Deep learning can be used for devising computationally efficient approaches for physical (PHY) layer communication receivers. Supervised learning can be used for MIMO symbol detection and channel decoding, fetching potentially superior performance; recurrent neural network (RNN)-based detection can be used for MIMO orthogonal frequency division multiplexing (OFDM) systems; convolutional neural network (CNN)-based supervised learning techniques can deliver channel estimation; unsupervised learning approaches can be used for automatic fault detection and root cause analysis leveraging self-organizing maps; deep reinforced learning (DRL) can be used for designing spectrum access, scheduling radio resources, and cell-sectorization. An AI-managed edge or data center can consider diverse network parameters and KPIs for optimizing on-off operation of servers while ensuring uninterrupted services for the clients. Leveraging historical data collected by data center servers, it’s possible to learn emerging service-usage patterns. 

Standards bodies like the Third Generation Partnership Project (3GPP) have defined Network Data Analytics Function (NWDAF) specifications for data collection and analytics in automated cellular networks (3GPP TR 23.791 specification).

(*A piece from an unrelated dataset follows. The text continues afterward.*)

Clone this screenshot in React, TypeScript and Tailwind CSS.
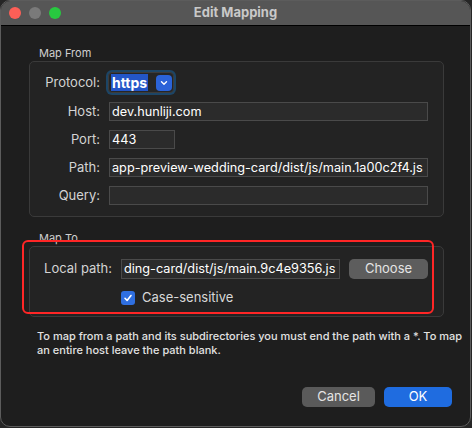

By leaving AI model development to implementation, 3GPP provides adequate flexibility for network vendors to deploy AI-enabled use cases. The inbound interfaces ingest data from various sources such as operation, administration, and maintenance (OAM), network function (NF), application function (AF), and data repositories; the outbound interfaces relay the algorithmic decisions to the NF and AF blocks, respectively. 

In addition to 3GPP, MNOs (AT&T, China Mobile, Deutsche Telekom, NTT DOCOMO, and Orange) established the O-RAN Alliance (https://www.o-ran.org/) with the intent to automate network functions and reduce operating expenses. The O-RAN architecture, which is shown in the following figure, includes an AI-enabled RAN intelligent controller (RIC) for both non-real time (non-RT) and near-real time (near-RT), multi-radio access technology protocol stacks. 

Figure: O-RAN Architecture (source: O-RAN Alliance)

The non-RT functions include service and policy management, higher-layer procedure optimization, and model training for the near-RT RAN functionality. The near-RT RIC is compatible with legacy radio resource management and enhances challenging operational functions such as seamless handover control, Quality of Service (QoS) management, and connectivity management with AI. The O-RAN alliance has set up two work groups standardizing the A1 interface (between non-RT RIC and near-RT RIC) and E2 interface (between near-RT RIC and digital unit [DU] stack). 

Even though AI shows great promise for cellular networks, significant challenges remain:

  • From a PHY and MAC layer perspective, training a cellular AI model using over-the-air feedback to update layer weights based on the back-propagation algorithm is expensive in terms of uplink control overhead. 
  • Separation of information across network protocol layers make it difficult to obtain labeled training data. For example, training an AI model residing within a base-station scheduler might be challenging if it requires access to application layer information.
  • It is important for cellular networks to be able to predict the worst-case behavior. This isn’t always easy for non-linear AI building blocks. 
  • Cellular networks and wireless standards have been designed based on theoretical analysis, channel measurements, and human intuition. This approach allows domain experts to run computer simulations to validate communication system building blocks. AI tools remain black boxes. It is still challenging to develop analytical models to test correctness and explain behaviors in a simple manner.  
  • If a communication task is performed using an AI model, it is often unclear whether the dataset used for training the model is general enough to capture the distribution of inputs as encountered in reality. For example, if a neural network-based symbol detector is trained under one modulation and coding scheme (MCS), it is unclear how the system would perform for a different MCS level. This is important because if the MCS is changing adaptively due to mobility and channel fading, there has to be a way of predicting system behavior.
  • Interoperability is crucial in today’s software defined everything (SDE). Inconsistency among AI-based modules from different vendors can potentially deteriorate overall network performance. For example, some actions (e.g., setting handover threshold) taken by an AI-based module from one vendor could counteract the actions taken by another network module (which may or may not be AI-based) from a second vendor. This could lead to unwanted handover occurrences between the original BS and the neighboring BS, causing increased signaling overhead.

 In summary, MNOs agree that:

  • Training needs to be distributed as more complex scenarios arise.
  • More tools explaining AI decision making are essential.
  • More tools are needed to compare AI model output to theoretical performance bounds.
  • AI models need to adapt based on surrounding contextual information.
  • AI deployment should first focus on wider timescale models until a point is reached when model decision making is indistinguishable from experts.
  • Fail-safe wrappers around models should limit impact of cascading errors.

AI can revitalize wireless communications. There are challenges to overcome, but, done right, there is opportunity to deliver massive-scale autonomics in cellular networks that support ultra-reliable low-latency communications, enhanced mobile broadband, and massive machine-to-machine communications.